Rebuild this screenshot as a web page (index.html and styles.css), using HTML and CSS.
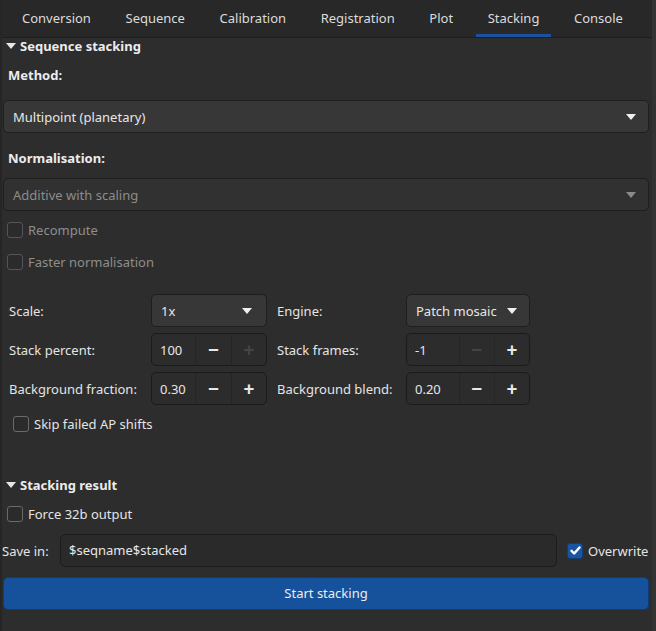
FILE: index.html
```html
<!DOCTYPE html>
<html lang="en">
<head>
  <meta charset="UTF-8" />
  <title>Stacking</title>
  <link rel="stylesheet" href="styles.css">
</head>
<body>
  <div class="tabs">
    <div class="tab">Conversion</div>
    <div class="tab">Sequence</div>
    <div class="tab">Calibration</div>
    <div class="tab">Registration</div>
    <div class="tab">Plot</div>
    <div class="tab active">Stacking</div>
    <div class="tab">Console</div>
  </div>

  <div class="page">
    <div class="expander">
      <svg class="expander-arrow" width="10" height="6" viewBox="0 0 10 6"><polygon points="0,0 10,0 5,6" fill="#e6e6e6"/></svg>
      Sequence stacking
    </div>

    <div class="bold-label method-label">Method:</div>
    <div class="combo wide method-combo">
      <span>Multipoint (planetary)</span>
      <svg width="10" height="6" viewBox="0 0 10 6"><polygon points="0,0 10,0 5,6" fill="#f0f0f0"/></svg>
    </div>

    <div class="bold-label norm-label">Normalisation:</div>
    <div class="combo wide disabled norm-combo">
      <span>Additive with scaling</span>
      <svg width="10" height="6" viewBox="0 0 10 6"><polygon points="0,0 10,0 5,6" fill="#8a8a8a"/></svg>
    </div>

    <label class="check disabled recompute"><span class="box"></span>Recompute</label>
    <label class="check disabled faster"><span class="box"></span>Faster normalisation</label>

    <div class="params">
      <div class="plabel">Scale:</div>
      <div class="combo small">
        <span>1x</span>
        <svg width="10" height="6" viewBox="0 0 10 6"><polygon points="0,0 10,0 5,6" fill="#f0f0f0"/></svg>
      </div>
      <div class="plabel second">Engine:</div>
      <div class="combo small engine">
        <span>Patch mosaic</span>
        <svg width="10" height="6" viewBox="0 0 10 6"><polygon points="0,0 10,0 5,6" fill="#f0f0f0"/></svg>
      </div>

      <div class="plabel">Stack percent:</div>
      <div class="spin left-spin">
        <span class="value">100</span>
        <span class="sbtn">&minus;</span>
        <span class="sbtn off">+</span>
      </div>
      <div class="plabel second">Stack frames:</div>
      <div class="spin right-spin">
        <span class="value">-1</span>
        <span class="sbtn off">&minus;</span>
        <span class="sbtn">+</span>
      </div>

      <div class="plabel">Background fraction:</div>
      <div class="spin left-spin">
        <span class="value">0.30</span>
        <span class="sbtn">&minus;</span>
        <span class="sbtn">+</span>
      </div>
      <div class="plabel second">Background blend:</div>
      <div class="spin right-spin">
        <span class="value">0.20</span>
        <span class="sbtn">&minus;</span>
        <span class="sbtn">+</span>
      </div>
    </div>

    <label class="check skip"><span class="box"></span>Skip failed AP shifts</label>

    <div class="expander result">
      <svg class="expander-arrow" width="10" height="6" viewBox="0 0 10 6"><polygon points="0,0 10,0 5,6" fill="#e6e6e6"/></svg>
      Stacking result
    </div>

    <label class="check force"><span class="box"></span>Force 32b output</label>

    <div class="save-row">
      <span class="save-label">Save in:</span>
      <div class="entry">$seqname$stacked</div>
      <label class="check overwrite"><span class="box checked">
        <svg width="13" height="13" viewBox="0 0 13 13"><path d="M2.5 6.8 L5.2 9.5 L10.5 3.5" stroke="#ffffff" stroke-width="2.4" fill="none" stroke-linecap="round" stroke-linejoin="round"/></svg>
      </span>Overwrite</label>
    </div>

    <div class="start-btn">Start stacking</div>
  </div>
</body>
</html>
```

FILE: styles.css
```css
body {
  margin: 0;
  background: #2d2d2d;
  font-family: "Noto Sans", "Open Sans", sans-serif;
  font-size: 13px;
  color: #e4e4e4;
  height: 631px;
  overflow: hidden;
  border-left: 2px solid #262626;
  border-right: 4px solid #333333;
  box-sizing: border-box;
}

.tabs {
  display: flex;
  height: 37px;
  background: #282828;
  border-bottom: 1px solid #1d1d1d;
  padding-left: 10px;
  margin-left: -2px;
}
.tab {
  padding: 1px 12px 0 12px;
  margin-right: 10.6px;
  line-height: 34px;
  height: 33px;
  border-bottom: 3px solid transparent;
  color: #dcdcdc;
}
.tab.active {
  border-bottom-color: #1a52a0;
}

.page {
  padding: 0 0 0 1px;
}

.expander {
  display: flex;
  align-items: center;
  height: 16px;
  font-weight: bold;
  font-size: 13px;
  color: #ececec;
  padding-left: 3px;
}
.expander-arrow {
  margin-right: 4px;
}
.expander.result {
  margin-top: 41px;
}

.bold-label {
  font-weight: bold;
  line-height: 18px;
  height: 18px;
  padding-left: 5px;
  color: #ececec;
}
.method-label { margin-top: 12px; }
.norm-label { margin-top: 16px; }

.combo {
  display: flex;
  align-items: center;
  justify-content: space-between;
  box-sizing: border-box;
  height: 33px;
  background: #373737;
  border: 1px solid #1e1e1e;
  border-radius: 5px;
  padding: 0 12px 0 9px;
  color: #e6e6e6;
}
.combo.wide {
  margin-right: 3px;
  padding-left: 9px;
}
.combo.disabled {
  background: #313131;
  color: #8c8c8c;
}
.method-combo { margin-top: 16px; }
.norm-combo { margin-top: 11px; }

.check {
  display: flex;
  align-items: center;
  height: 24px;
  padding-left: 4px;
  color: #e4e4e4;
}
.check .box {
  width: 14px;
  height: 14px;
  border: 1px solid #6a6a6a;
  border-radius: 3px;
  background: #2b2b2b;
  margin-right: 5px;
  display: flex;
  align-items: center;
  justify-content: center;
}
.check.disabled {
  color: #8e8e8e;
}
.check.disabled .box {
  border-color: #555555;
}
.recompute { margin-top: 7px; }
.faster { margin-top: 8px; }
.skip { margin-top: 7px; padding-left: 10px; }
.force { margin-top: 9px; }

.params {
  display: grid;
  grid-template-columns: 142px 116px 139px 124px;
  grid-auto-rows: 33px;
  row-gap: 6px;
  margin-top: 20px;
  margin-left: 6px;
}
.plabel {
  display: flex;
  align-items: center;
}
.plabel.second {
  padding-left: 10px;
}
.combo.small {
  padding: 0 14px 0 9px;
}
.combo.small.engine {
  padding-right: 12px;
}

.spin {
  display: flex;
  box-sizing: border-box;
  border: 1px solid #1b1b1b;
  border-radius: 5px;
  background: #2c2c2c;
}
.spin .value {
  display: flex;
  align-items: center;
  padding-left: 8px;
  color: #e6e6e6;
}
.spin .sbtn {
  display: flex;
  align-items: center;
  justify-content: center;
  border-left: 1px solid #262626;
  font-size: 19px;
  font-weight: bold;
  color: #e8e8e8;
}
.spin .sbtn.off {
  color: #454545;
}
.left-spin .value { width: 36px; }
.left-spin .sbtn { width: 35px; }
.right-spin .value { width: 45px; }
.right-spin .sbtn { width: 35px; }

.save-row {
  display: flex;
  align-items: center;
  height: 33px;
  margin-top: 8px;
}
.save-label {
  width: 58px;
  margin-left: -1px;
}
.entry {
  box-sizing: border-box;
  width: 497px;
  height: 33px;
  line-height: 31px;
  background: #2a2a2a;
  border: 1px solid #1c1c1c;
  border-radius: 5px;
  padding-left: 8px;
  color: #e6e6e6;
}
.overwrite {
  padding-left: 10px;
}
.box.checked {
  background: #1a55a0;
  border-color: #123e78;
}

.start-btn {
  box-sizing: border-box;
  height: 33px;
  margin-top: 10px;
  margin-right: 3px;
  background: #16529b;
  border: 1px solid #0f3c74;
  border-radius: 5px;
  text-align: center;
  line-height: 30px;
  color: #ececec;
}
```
= = = = = = =
=== Task to complete ===
Looking at the data above, how many lines hold the word "styles"? Respond with the number alone.

=== Answer to the task ===
3